117. Sous réserve de l’affectation par le Parlement, ou sous son autorité, des crédits dont l’employeur peut avoir besoin à cette fin, les parties à une convention collective commencent à appliquer celle-ci :

a) au cours du délai éventuellement prévu à cette fin dans la convention;

b) en l’absence de délai de mise en application, dans les quatre-vingt-dix jours suivant la date de la signature de la convention ou dans le délai plus long dont peuvent convenir les parties ou que fixe la Commission sur demande de l’une ou l’autre des parties.

[…]

150.(1) La décision arbitrale ne peut avoir pour effet direct ou indirect de modifier, supprimer ou établir une condition d’emploi :

a) soit de manière à nécessiter ou entraîner l’adoption ou la modification d’une loi fédérale, exception faite des lois affectant les crédits nécessaires à son application;

b) soit qui a été ou pourrait être établie sous le régime de la Loi sur l’emploi dans la fonction publique, la Loi sur la pension de la fonction publique ou la Loi sur l’indemnisation des agents de l’État;

c) soit qui porte sur des normes, procédures ou méthodes régissant la nomination, l’évaluation, l’avancement, la mutation, le renvoi en cours de stage ou la mise en disponibilité des fonctionnaires;

d) soit, dans le cas d’un organisme distinct, qui porte sur le licenciement, sauf le licenciement imposé pour manquement à la discipline ou inconduite;

e) soit de manière que cela aurait une incidence sur l’organisation de la fonction publique, l’attribution de fonctions aux postes et aux personnes employées au sein de celle-ci et leur classification.

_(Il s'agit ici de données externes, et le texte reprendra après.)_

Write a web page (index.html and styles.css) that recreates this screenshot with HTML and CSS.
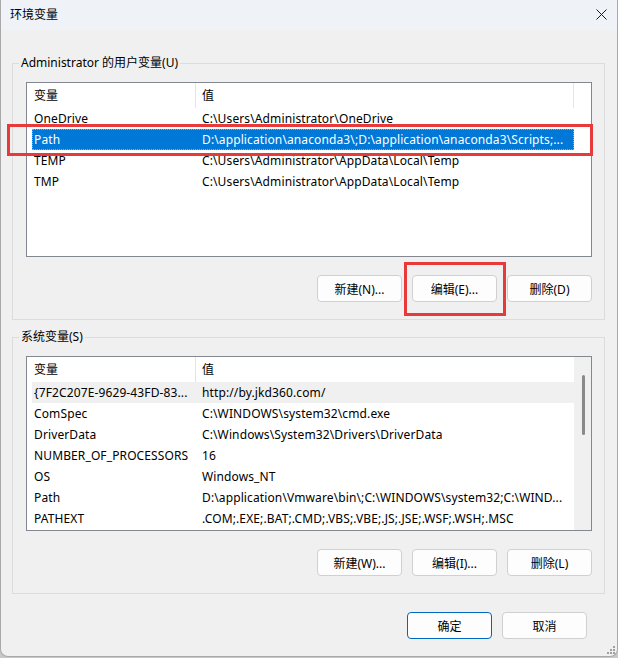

(2) Sont exclues du champ de la décision arbitrale les conditions d’emploi n’ayant pas fait l’objet de négociations entre les parties avant que ne soit demandé l’arbitrage.

[…]

Il est parfaitement acceptable d’invoquer la jurisprudence établie sous le régime de la Loi sur les relations de travail au Parlement en rendant des décisions en vertu de la Loi sur les relations de travail dans la fonction publique. L’attribution des heures de travail selon l’ancienneté n’empiète pas sur les pouvoirs de l’employeur.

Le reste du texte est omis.